** SHORT EXERCISE **
Wherever the word "this" appears in the entries, copy the whole line.

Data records
* Begin *

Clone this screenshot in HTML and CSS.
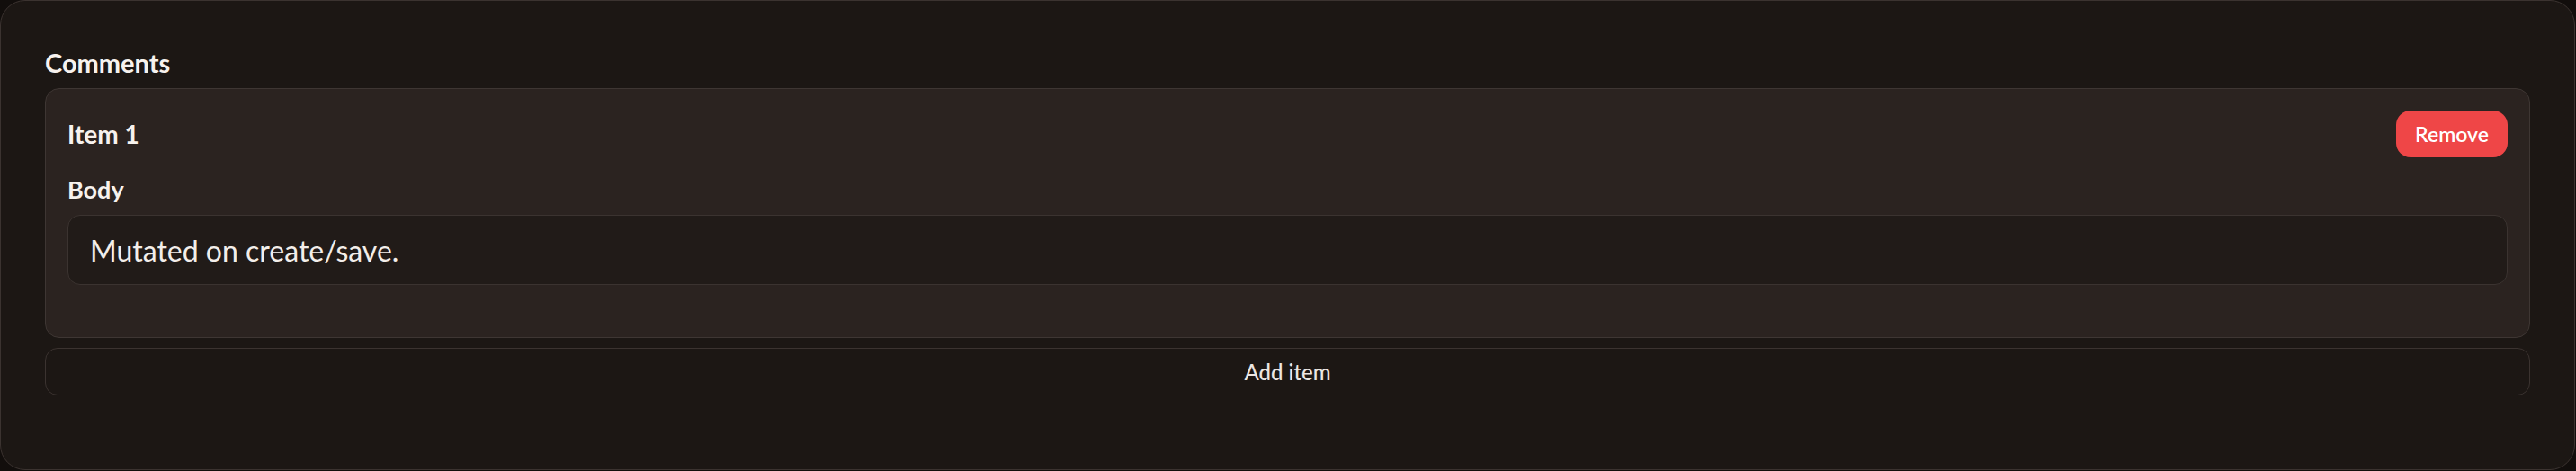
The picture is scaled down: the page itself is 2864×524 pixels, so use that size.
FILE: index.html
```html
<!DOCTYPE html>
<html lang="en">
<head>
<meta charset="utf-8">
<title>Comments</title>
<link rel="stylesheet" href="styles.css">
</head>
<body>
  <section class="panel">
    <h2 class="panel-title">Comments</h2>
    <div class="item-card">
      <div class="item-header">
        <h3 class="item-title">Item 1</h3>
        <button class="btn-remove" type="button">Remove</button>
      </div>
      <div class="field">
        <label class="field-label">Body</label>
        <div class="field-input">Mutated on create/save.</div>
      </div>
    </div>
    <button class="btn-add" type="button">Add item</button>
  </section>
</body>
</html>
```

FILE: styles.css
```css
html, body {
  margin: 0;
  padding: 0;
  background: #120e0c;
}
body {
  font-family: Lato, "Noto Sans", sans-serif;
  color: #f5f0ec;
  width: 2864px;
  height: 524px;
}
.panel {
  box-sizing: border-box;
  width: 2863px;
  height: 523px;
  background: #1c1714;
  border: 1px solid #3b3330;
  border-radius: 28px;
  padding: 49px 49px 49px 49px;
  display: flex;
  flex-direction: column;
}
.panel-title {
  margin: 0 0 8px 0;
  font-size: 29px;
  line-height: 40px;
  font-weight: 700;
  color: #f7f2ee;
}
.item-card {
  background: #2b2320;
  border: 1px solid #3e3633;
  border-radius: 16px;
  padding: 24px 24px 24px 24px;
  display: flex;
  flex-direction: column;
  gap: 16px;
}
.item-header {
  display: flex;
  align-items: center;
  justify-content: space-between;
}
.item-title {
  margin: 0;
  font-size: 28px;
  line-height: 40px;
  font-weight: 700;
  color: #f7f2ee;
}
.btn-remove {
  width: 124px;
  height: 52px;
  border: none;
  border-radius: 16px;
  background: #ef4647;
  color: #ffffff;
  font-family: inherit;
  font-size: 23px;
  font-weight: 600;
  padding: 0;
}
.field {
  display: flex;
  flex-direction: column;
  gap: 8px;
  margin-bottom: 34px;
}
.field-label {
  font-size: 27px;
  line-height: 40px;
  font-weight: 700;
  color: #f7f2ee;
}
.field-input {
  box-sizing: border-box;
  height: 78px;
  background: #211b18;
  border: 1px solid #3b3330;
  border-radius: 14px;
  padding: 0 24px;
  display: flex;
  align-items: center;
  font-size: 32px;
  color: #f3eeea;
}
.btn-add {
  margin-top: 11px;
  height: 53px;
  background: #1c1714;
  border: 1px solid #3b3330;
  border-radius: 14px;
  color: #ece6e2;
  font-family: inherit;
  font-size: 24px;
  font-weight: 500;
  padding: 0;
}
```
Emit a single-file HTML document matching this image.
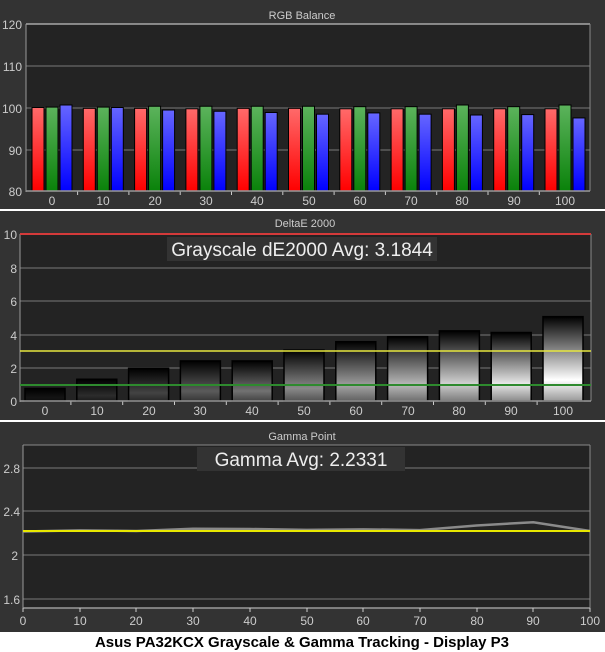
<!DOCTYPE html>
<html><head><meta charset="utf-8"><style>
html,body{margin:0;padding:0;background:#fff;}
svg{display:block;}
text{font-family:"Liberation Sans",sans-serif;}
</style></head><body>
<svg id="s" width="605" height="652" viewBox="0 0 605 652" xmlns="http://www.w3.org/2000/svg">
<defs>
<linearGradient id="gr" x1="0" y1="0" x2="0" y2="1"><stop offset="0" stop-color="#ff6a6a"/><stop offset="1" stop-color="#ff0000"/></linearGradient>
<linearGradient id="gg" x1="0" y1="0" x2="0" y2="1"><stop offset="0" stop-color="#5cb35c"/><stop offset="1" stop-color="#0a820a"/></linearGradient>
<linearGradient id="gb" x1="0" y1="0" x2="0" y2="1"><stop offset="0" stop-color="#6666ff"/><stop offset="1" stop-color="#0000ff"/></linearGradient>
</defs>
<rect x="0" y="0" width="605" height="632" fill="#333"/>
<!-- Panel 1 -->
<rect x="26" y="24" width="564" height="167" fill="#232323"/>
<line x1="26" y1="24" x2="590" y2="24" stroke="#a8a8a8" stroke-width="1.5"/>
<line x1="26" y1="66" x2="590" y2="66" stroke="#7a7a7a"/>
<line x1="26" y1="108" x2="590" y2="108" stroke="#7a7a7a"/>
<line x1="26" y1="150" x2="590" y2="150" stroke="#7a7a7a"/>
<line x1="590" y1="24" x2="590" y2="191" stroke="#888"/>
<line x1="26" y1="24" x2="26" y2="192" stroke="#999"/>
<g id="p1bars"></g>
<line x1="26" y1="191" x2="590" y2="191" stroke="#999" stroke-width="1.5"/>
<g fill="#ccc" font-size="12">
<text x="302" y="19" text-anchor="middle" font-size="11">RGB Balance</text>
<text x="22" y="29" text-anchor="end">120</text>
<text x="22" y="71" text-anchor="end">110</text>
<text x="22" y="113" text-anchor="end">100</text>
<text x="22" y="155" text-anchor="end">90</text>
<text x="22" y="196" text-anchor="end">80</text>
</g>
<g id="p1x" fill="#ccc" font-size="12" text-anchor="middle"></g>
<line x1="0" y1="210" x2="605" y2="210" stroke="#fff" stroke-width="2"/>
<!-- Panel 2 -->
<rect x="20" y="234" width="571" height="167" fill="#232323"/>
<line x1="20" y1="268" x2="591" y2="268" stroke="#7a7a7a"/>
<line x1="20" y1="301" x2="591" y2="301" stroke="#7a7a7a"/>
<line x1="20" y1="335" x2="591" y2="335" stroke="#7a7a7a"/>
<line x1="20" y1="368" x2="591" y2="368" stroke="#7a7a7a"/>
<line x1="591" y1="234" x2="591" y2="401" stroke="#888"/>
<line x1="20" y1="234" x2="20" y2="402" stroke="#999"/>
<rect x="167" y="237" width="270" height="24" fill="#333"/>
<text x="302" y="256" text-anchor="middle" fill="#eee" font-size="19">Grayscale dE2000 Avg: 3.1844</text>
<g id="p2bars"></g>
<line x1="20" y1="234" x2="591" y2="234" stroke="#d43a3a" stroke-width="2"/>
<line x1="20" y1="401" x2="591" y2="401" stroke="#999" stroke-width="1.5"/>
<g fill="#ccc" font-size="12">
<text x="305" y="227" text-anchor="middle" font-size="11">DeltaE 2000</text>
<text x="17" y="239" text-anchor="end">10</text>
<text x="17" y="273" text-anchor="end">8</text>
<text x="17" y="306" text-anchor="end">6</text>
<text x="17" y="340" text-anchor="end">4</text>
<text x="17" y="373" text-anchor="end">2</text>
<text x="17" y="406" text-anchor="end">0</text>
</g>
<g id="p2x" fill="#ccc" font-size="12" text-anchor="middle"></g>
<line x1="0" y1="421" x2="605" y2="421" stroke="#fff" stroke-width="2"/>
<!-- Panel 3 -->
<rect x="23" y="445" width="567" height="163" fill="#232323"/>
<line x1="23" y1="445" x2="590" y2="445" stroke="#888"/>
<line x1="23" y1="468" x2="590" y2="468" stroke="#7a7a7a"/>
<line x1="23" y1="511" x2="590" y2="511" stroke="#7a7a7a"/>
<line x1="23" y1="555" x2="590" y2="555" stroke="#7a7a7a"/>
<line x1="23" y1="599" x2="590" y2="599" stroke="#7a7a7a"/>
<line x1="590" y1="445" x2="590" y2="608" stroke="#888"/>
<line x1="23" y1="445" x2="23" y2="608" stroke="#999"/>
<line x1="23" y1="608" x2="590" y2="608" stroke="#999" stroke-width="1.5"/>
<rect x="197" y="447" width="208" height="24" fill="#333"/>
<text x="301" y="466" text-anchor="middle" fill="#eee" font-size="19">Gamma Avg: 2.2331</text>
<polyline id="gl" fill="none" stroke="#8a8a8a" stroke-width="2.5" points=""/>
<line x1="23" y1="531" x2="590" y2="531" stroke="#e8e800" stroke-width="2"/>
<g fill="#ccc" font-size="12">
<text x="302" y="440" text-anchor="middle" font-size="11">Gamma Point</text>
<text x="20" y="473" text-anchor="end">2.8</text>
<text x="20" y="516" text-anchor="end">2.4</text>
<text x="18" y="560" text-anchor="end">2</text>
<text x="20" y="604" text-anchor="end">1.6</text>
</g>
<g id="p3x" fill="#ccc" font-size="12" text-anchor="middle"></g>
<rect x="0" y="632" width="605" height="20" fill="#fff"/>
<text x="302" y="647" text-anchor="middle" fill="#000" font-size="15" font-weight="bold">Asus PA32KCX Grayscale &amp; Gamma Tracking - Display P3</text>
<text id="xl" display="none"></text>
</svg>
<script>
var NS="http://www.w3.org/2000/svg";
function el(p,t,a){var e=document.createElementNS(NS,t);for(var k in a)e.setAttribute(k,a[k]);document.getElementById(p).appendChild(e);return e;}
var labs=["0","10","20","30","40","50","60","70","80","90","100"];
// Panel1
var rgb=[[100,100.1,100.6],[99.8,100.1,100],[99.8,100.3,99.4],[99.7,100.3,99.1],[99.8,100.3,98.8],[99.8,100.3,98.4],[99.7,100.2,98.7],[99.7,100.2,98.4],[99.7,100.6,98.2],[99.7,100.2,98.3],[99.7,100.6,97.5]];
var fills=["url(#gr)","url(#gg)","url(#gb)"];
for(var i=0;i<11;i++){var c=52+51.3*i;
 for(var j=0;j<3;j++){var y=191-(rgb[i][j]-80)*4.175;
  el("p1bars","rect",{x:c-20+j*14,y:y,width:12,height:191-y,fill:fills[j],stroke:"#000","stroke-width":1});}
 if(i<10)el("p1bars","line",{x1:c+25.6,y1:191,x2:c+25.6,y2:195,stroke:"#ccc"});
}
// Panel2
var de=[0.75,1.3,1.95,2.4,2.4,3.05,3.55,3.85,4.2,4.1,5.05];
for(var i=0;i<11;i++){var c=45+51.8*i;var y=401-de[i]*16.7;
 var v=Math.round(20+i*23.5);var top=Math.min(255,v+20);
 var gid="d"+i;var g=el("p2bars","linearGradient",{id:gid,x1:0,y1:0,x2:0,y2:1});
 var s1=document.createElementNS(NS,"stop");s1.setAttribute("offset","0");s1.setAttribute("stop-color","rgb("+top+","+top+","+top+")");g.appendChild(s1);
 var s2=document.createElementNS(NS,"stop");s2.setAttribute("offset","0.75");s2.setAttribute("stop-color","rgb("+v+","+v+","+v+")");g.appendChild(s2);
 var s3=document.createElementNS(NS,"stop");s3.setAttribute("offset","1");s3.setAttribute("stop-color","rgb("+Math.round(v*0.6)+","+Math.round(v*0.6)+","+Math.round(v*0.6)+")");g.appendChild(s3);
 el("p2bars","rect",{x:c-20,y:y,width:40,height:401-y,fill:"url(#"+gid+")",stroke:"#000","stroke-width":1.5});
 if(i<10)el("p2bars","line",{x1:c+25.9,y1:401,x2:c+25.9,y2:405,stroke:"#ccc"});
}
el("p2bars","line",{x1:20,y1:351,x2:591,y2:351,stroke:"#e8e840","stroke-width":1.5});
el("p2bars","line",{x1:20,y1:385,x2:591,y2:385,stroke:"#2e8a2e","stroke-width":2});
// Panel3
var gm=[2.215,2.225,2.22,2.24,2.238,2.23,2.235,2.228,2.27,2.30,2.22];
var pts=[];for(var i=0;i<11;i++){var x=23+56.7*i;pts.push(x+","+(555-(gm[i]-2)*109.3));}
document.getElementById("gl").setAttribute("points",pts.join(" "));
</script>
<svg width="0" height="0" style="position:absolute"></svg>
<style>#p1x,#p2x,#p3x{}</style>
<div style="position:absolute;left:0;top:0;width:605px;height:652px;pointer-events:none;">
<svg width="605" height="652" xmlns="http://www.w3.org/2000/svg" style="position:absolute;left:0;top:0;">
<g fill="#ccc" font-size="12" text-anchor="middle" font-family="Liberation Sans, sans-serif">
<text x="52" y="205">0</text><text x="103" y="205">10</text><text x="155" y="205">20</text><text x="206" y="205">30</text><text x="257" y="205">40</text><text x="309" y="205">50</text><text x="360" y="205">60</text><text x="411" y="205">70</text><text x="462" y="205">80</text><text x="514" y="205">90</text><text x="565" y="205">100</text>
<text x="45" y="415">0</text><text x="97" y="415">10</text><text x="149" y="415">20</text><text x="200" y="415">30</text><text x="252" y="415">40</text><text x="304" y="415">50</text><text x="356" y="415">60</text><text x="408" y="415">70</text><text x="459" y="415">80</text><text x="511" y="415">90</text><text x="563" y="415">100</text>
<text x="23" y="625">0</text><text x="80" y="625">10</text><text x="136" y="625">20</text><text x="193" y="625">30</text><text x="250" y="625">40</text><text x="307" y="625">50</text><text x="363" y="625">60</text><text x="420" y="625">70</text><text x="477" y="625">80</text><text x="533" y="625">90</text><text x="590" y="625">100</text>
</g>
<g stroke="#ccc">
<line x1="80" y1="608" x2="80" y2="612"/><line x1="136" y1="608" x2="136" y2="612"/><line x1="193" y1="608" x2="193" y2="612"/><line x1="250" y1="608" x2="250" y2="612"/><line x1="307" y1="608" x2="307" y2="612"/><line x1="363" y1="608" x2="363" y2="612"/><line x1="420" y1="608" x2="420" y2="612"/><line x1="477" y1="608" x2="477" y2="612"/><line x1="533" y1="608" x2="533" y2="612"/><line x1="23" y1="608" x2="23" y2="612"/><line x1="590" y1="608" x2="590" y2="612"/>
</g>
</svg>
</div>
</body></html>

* End *

** RESPONSE BELOW **
Clone this screenshot in HTML and CSS.
Emit a single-file HTML document matching this image.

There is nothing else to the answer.